= SET PROBLEM =
Quote, please, the line with "Output the component", the line with "import React from 'react';", and every line between them, exactly and with nothing else.

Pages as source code
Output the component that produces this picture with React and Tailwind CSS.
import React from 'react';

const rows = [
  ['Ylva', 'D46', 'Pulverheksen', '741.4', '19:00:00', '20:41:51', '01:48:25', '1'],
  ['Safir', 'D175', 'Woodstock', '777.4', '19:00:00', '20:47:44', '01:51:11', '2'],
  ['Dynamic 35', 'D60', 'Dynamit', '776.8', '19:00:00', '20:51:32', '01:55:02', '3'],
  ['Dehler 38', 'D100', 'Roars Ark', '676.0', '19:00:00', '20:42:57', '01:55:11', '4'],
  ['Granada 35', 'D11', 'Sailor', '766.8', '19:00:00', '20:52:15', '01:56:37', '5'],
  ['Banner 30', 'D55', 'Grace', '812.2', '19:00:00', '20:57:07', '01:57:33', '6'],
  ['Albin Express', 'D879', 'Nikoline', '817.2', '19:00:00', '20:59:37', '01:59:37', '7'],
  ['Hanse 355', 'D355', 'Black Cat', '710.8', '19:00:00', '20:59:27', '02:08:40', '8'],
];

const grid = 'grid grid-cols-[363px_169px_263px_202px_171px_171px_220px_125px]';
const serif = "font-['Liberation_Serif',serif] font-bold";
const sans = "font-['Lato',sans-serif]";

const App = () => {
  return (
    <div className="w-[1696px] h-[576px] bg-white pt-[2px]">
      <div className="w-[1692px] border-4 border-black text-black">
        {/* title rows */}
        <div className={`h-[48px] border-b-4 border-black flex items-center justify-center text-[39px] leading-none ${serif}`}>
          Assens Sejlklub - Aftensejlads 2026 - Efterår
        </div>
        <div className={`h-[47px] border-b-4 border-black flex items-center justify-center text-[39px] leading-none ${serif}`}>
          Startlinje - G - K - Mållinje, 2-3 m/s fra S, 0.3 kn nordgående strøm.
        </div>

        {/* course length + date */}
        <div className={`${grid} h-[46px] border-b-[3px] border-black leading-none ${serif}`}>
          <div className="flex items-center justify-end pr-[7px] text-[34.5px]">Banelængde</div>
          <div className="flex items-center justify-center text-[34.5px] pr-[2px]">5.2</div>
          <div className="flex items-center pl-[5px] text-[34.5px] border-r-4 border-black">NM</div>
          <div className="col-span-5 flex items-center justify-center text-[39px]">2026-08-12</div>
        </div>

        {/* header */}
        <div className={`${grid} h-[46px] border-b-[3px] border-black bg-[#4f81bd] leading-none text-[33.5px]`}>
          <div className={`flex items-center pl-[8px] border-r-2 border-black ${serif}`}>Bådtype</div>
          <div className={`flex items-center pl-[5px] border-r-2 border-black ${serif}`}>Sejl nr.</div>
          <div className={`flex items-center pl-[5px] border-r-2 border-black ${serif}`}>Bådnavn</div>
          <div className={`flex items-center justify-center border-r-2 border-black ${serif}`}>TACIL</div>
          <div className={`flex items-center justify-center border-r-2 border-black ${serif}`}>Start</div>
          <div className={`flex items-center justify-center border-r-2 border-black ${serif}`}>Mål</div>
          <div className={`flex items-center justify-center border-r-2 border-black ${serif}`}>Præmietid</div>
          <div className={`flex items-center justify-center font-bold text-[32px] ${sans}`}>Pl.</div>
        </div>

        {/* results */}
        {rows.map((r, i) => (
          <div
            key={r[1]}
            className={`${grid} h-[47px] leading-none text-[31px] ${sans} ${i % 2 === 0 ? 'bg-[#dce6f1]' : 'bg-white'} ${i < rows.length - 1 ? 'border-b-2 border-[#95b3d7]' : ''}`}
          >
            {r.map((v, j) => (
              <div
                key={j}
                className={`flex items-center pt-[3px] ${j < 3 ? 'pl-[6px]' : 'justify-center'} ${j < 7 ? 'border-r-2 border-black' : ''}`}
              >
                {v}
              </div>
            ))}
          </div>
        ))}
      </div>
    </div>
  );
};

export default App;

==

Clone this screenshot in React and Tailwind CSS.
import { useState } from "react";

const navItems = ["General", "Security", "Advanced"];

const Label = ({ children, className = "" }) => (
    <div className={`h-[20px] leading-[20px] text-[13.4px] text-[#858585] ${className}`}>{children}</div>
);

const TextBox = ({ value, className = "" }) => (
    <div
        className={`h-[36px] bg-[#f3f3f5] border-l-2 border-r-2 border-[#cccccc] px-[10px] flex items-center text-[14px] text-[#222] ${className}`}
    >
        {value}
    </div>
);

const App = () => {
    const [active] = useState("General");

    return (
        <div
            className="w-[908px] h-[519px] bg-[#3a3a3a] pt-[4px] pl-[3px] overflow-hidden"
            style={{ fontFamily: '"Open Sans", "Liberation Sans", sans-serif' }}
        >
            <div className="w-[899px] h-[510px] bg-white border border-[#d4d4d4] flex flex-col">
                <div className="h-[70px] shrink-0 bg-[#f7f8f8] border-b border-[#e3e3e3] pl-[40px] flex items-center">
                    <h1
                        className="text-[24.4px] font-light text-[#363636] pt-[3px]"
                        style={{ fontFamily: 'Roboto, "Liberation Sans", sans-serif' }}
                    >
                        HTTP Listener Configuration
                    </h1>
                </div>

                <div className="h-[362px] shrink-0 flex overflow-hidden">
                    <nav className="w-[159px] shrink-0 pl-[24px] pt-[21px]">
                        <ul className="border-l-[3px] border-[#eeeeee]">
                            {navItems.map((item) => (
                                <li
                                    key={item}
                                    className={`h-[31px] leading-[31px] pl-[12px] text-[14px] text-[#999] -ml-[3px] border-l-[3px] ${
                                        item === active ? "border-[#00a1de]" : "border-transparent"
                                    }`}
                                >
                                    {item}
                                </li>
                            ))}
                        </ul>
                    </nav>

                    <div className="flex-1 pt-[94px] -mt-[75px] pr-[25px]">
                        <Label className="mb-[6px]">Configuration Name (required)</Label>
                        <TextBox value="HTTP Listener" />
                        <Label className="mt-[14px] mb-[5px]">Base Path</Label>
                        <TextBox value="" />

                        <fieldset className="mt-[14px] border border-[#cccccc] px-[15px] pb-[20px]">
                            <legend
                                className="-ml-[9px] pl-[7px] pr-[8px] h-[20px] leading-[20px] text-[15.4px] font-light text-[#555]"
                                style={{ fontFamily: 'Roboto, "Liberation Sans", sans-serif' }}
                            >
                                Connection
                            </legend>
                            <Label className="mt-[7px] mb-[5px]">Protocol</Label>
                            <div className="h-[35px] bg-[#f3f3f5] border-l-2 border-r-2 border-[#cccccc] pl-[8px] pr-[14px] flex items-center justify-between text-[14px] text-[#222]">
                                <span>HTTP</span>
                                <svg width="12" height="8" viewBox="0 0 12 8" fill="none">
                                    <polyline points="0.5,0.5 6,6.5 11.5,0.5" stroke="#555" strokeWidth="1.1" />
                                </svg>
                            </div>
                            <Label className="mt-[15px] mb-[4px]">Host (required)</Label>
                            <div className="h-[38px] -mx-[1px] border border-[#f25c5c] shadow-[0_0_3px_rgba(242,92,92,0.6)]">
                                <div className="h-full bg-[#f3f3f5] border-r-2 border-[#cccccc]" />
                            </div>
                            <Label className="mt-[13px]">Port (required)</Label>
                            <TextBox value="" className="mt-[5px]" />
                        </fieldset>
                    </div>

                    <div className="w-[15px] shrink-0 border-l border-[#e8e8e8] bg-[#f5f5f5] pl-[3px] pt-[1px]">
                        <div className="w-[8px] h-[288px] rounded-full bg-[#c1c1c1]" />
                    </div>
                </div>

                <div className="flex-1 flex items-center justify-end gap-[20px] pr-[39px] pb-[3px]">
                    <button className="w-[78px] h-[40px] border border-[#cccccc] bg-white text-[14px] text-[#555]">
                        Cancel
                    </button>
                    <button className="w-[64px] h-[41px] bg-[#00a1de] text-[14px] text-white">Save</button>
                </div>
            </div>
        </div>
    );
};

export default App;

= TASK ANSWER =
Output the component that produces this picture with React and Tailwind CSS.
import React from 'react';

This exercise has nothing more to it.